Not designed from scratch with security in mind
Most homegrown systems erupt from a last-minute realization that a new, soon-to-be-launched product needs a way to be updated and reached. From this emerges an insecure and fragile OTA solution made in a hurry by in-house developers. This initial version runs the risk of becoming the core of an ever more complex and ad-hoc OTA system, developing like a Frankenstein.
At Mender.io, we have talked to many developers of homegrown systems, and it is scary to discover how many have created a backdoor, just in case. Homegrown OTAs are seldom created with security in mind. The security ignorance remains an Achilles heel throughout the lifetime of the devices for which it was made.
Not made by system management developers, but product developers
Homegrown systems emerge from product developers who typically lack basic system management insight.
The result can be seen in OTAs with no or very hard to use operational and management capabilities. Secure bootstrapping, encrypted communication, logging, monitoring and device grouping are just a few examples of basic system management features alien to most homegrown technologies.
Not open source
The code behind homegrown solutions is often closed source because the system is specific to the company and considered unique.
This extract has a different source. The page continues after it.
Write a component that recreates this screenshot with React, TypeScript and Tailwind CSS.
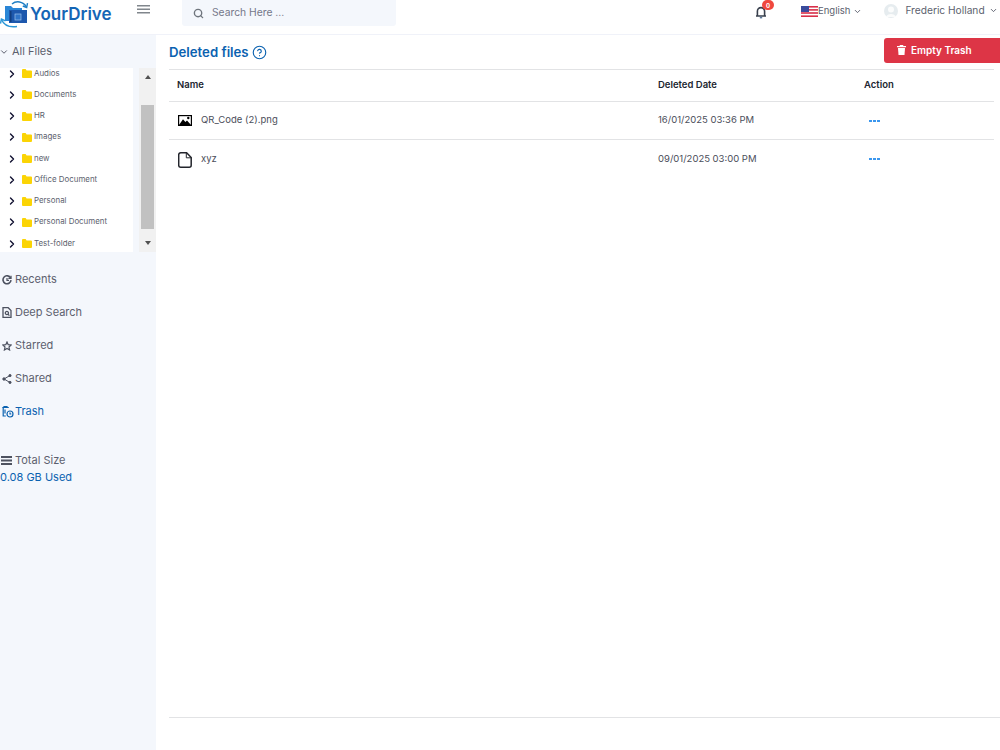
import { ChevronDown, ChevronRight, Search, CircleHelp } from "lucide-react";

const folders = ["Audios", "Documents", "HR", "Images", "new", "Office Document", "Personal", "Personal Document", "Test-folder"];

function Logo() {
  return (
    <svg width="30" height="27" viewBox="0 0 30 27" fill="none" className="shrink-0">
      <path d="M5 20V5h6l2 2h9v3H9v10z" fill="#2a86d6" />
      <path d="M9 9h18v13H9z" fill="#1d58ad" />
      <rect x="10" y="10" width="1.5" height="11" fill="#123f80" />
      <rect x="15" y="13" width="6" height="6" fill="#2f74c8" stroke="#9cc0ea" strokeWidth="0.7" />
      <path d="M12 3C16 -0.5 23 0 26.5 6" stroke="#1f7fc4" strokeWidth="1.4" />
      <path d="M27.5 2.2 26.7 6.5 22.8 5" stroke="#1f7fc4" strokeWidth="1.4" />
      <path d="M17 25.5C10 26.5 4 24.5 1.5 18.5" stroke="#2a96d6" strokeWidth="1.4" />
      <path d="M0.5 22.5 1.4 18 5.5 19.8" stroke="#2a96d6" strokeWidth="1.4" />
    </svg>
  );
}

function HamburgerIcon() {
  return (
    <svg width="13" height="9" viewBox="0 0 13 9" className="mt-[5px] shrink-0" fill="#80868c">
      <rect width="13" height="1.5" />
      <rect y="3.5" width="13" height="1.5" />
      <rect y="7" width="13" height="1.5" />
    </svg>
  );
}

function BellIcon() {
  return (
    <svg width="12" height="14" viewBox="0 0 12 14" fill="none" className="shrink-0" stroke="#39404d" strokeWidth="1.6">
      <path d="M1 11h10M2.4 11V6.2a3.6 3.6 0 0 1 7.2 0V11" />
      <path d="M4.8 12.6h2.4" stroke="#5d7a9c" />
    </svg>
  );
}

function Flag() {
  return (
    <svg width="17" height="11" viewBox="0 0 17 11" className="shrink-0">
      <rect width="17" height="11" fill="#fff" />
      <rect width="17" height="1.6" fill="#d8304a" />
      <rect y="3.1" width="17" height="1.6" fill="#d8304a" />
      <rect y="6.2" width="17" height="1.6" fill="#d8304a" />
      <rect y="9.4" width="17" height="1.6" fill="#d8304a" />
      <rect width="8" height="6" fill="#3a4b9c" />
    </svg>
  );
}

function Avatar() {
  return (
    <svg width="14" height="14" viewBox="0 0 14 14" className="shrink-0">
      <circle cx="7" cy="7" r="7" fill="#e6ecef" />
      <circle cx="7" cy="5.5" r="3" fill="#fbfcfc" />
      <path d="M2 13c1-4 9-4 10 0z" fill="#fbfcfc" />
    </svg>
  );
}

function FolderIcon() {
  return (
    <svg width="10" height="9" viewBox="0 0 10 9" className="shrink-0">
      <path d="M0 1a1 1 0 0 1 1-1h2.6l1 1.5H9a1 1 0 0 1 1 1V8a1 1 0 0 1-1 1H1a1 1 0 0 1-1-1z" fill="#fbd405" />
    </svg>
  );
}

function RecentsIcon() {
  return (
    <svg width="10" height="10" viewBox="0 0 10 10" fill="none" stroke="#4d5260" strokeWidth="1.6" className="shrink-0">
      <path d="M8.6 3A4 4 0 1 0 9 5.2" />
      <path d="M9 0.8V3.4H6.4" strokeWidth="1.3" />
      <path d="M5 3v2.3h2" strokeWidth="1.2" />
    </svg>
  );
}

function DeepSearchIcon() {
  return (
    <svg width="10" height="11" viewBox="0 0 10 11" fill="none" stroke="#4d5260" strokeWidth="1.3" className="shrink-0">
      <path d="M1 .7h5.2L9 3.5v6.8H1z" />
      <circle cx="4.9" cy="6" r="1.6" />
      <path d="M6 7.2 7.4 8.6" />
    </svg>
  );
}

function StarIcon() {
  return (
    <svg width="10" height="10" viewBox="0 0 10 10" fill="none" stroke="#4d5260" strokeWidth="1.2" className="shrink-0">
      <path d="M5 1 6.2 3.7 9.2 4 7 6 7.6 9 5 7.5 2.4 9 3 6 .8 4 3.8 3.7z" />
    </svg>
  );
}

function ShareIcon() {
  return (
    <svg width="10" height="10" viewBox="0 0 10 10" fill="#4d5260" stroke="#4d5260" strokeWidth="1" className="shrink-0">
      <path d="M8 1.5 2 5l6 3.5" fill="none" />
      <circle cx="8" cy="1.6" r="1.1" />
      <circle cx="2" cy="5" r="1.2" />
      <circle cx="8" cy="8.4" r="1.1" />
    </svg>
  );
}

function TrashClock() {
  return (
    <svg width="12" height="12" viewBox="0 0 12 12" fill="none" stroke="#0b62b0" strokeWidth="1.2" className="shrink-0">
      <path d="M0.3 1.5h6.5M2 1.5V0.6h3v0.9M1.2 1.5v8.5h2.6M3 3.5v4" />
      <circle cx="8" cy="8" r="3" />
      <path d="M8 6.5V8h1.3" />
    </svg>
  );
}

function BarsIcon() {
  return (
    <svg width="11" height="9" viewBox="0 0 11 9" fill="#4d5260" className="shrink-0">
      <rect width="11" height="2" />
      <rect y="3.5" width="11" height="2" />
      <rect y="7" width="11" height="2" />
    </svg>
  );
}

function WhiteTrash() {
  return (
    <svg width="9" height="10" viewBox="0 0 9 10" fill="#fff" className="shrink-0">
      <path d="M3 0h3l.5 1H9v1.2H0V1h2.5z" />
      <path d="M1 3h7l-.5 7h-6z" />
    </svg>
  );
}

function ImageFileIcon() {
  return (
    <svg width="14" height="11" viewBox="0 0 14 11" className="shrink-0">
      <rect x=".6" y=".6" width="12.8" height="9.8" fill="#fff" stroke="#000" strokeWidth="1.2" />
      <circle cx="10.3" cy="3" r="1.2" fill="#000" />
      <path d="M1 10 5 4.2 7.4 7 9 5.6 13 10z" fill="#000" />
    </svg>
  );
}

function PlainFileIcon() {
  return (
    <svg width="14" height="16" viewBox="0 0 14 16" fill="none" stroke="#23252c" strokeWidth="1.5" className="shrink-0">
      <path d="M2.7.8H8.6l4.6 4.7v7.7a2 2 0 0 1-2 2H2.7a2 2 0 0 1-2-2V2.8a2 2 0 0 1 2-2z" />
      <path d="M8.3.8v5h4.9" strokeWidth="1" />
    </svg>
  );
}

function NavItem({ icon, label, active }: { icon: React.ReactNode; label: string; active?: boolean }) {
  return (
    <div className={`flex h-[33px] items-center gap-[3px] pl-[2px] text-[11px] ${active ? "text-[#0b62b0]" : "text-[#5c5f6e]"}`}>
      <span className="flex w-[10px]">{icon}</span>
      <span>{label}</span>
    </div>
  );
}

function Row({ icon, name, date, last }: { icon: React.ReactNode; name: string; date: string; last?: boolean }) {
  return (
    <div className={`flex h-[38px] items-center text-[9.5px] text-[#4b4e5a] ${last ? "pt-[1px]" : "border-b border-[#e2e3e5]"}`}>
      <div className="flex w-[489px] items-center gap-[9px] pl-[9px]">
        <span className="flex w-[14px] justify-center">{icon}</span>
        <span>{name}</span>
      </div>
      <div className="w-[206px]">{date}</div>
      <div className={`flex gap-[1px] pl-[5px] ${last ? "-mt-[1px]" : ""}`}>
        <span className="h-[2px] w-[3px] bg-[#3b97ee]" />
        <span className="h-[2px] w-[3px] bg-[#3b97ee]" />
        <span className="h-[2px] w-[3px] bg-[#3b97ee]" />
      </div>
    </div>
  );
}

export default function App() {
  return (
    <div className="flex h-[750px] w-[1000px] flex-col overflow-hidden bg-white font-['Inter','Liberation_Sans',sans-serif]">
      <header className="flex h-[35px] shrink-0 items-start whitespace-nowrap border-b border-[#f0f2f9]">
        <div className="flex w-[137px] items-center pt-[1px]">
          <Logo />
          <span className="text-[17px] leading-[27px] font-semibold text-[#1565b5]">YourDrive</span>
        </div>
        <HamburgerIcon />
        <div className="ml-[32px] flex h-[26px] w-[214px] items-center gap-[8px] rounded-b-[3px] bg-[#f4f7fc] pl-[11px] text-[10.3px] text-[#74788a]">
          <Search size={11} strokeWidth={3} className="text-[#6f757d]" />
          <span>Search Here ...</span>
        </div>
        <div className="relative ml-[359px] mt-[5px]">
          <BellIcon />
          <span className="absolute -right-[7px] -top-[5px] flex h-[10px] w-[12px] items-center justify-center rounded-full bg-[#f0483e] text-[6px] font-bold text-white">0</span>
        </div>
        <div className="ml-[34px] mt-[4px] flex items-center text-[9.5px] text-[#5c5f6e]">
          <Flag />
          <span>English</span>
          <ChevronDown size={9} strokeWidth={2.5} className="ml-[3px]" />
        </div>
        <div className="ml-[22px] mt-[3px] flex items-center text-[10.2px] text-[#5c5f6e]">
          <Avatar />
          <span className="ml-[7px]">Frederic Holland</span>
          <ChevronDown size={9} strokeWidth={2.5} className="ml-[4px]" />
        </div>
      </header>

      <div className="flex flex-1">
        <aside className="w-[156px] shrink-0 bg-[#f4f7fc]">
          <div className="flex h-[33px] items-center gap-[3px] text-[11px] text-[#5c5f6e]">
            <ChevronDown size={10} strokeWidth={2.4} className="-ml-[1px]" />
            <span>All Files</span>
          </div>
          <div className="flex h-[184px]">
            <div className="w-[133px] overflow-hidden bg-white">
              <div className="-mt-[5px]">
                {folders.map((f) => (
                  <div key={f} className="flex h-[21.25px] items-center pl-[6px] text-[7.9px] text-[#5c5f6e]">
                    <ChevronRight size={12} strokeWidth={2.8} className="text-[#101030]" />
                    <span className="ml-[4px]"><FolderIcon /></span>
                    <span className="ml-[2px]">{f}</span>
                  </div>
                ))}
              </div>
            </div>
            <div className="ml-[6px] flex w-[17px] flex-col bg-[#f1f1f1] pl-[2px]">
              <div className="flex h-[37px] w-[13px] justify-center pt-[7px]">
                <span className="h-0 w-0 border-x-[3.5px] border-b-[4px] border-x-transparent border-b-[#505050]" />
              </div>
              <div className="h-[124px] w-[13px] bg-[#c1c1c1]" />
              <div className="flex w-[13px] flex-1 items-center justify-center pt-[4px]">
                <span className="h-0 w-0 border-x-[3.5px] border-t-[4px] border-x-transparent border-t-[#505050]" />
              </div>
            </div>
          </div>
          <div className="mt-[11px]">
            <NavItem icon={<RecentsIcon />} label="Recents" />
            <NavItem icon={<DeepSearchIcon />} label="Deep Search" />
            <NavItem icon={<StarIcon />} label="Starred" />
            <NavItem icon={<ShareIcon />} label="Shared" />
            <NavItem icon={<TrashClock />} label="Trash" active />
          </div>
          <div className="mt-[24px] text-[11px] leading-[17px]">
            <div className="flex items-center gap-[3px] pl-[1px] text-[#5c5f6e]">
              <BarsIcon />
              <span>Total Size</span>
            </div>
            <div className="text-[#0b62b0]">0.08 GB Used</div>
          </div>
        </aside>

        <main className="flex flex-1 flex-col pl-[13px]">
          <div className="flex h-[34px] items-start justify-between">
            <div className="mt-[8px] flex items-center gap-[3px] text-[13.2px] font-semibold text-[#0b62b0]">
              <span>Deleted files</span>
              <CircleHelp size={15} strokeWidth={1.8} />
            </div>
            <button className="mt-[3px] flex h-[25px] w-[116px] items-center gap-[5px] rounded-l-[3px] bg-[#dd3546] pb-[1px] pl-[13px] text-[10px] font-semibold text-white">
              <WhiteTrash />
              <span>Empty Trash</span>
            </button>
          </div>
          <div className="mr-[6px] border-t border-[#e2e3e5]">
            <div className="flex h-[32px] items-center border-b border-[#e2e3e5] text-[9.5px] font-semibold text-[#212530]">
              <div className="w-[489px] pl-[8px]">Name</div>
              <div className="w-[206px]">Deleted Date</div>
              <div>Action</div>
            </div>
            <Row icon={<ImageFileIcon />} name="QR_Code (2).png" date="16/01/2025 03:36 PM" />
            <Row icon={<PlainFileIcon />} name="xyz" date="09/01/2025 03:00 PM" last />
          </div>
          <div className="mt-[539px] border-t border-[#e2e3e5]" />
        </main>
      </div>
    </div>
  );
}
Consequently, the code remains inspected and reviewed only by few people, sometimes even only one person! This poor scrutiny and reviewing of the code makes it a less secure and solid system than if more developers would have contributed.
Undesirable bus factor
Not considered core to the company, often only few or even a single person stand behind the homegrown OTA. In such cases, the company runs a great risk if its developer resource(s) suddenly disappears. With few or no one else knowing or understanding the code, the company might even lose their ability to do OTA at all.
Not optimized for CI/CD pipelines
Homegrown technologies, being an afterthought, are seldom API-driven. According to our findings, homegrown OTA systems normally take form as standalone applications serving a very specific need for a specific product.
Modern DevOps software development processes require API access to the OTA updating process. Reengineering a standalone application to support a suitable API schema will be both costly and time-consuming.
Not suitable for mergers and acquisitions
As homegrown systems typically grow organically and without a longer-term product roadmap, they risk ending up being extremely product-centric. Serious reengineering will be required in order to adapt the OTA for another product.
As companies with homegrown OTAs acquire new companies and technologies, they cannot rely on their existing OTA, and over time end up with a myriad of various OTA and device lifecycle management implementations.
Not brick safe
Device bricking is costly. Creating an OTA that can recover from a fatal update, for instance, due to sudden loss of power, is not trivial. In interest of cost and time, developing a solid and automic OTA seldom makes it to the world of homegrown OTAs.
Not satisfactory documentation
Documentation normally suffers as homegrown OTAs stem from one or a very few number of developers. Since the system also is operated by the same people, the need for documentation among these super users remains non-existent. If any documentation exists, it is often in the form of out-of-date wikis or other unmaintained documents.
Not high quality
A homegrown OTA, being an afterthought and monolithic application, seldom has high code test coverage. Born out of a last-minute urgent need, the system typically was developed in a hurry to meet the minimum acceptable criteria. Testing and test coverage never made it to the top of the list. Unfortunately, as the system matures, test coverage continues to suffer.
Being closed source and with few eyes contributing and reviewing it makes it easier for the homegrown OTA developer to continue having low test coverage.
In this article, a series of arguments have been made for why owners of homegrown OTA solutions should migrate away, and why for new products your organization should consider using a vendor-provided OTA.
In addition to all the arguments listed, the most obvious argument remains: You don’t differentiate your product at the system level. Product companies should spend all of their resources creating new revenue-generating features, not undifferentiated system management services. These services customers take for granted anyway, and are not reasons for buying your products in the first place. Products succeed because of their features and promise, not their ability to be remotely updated and stay secure.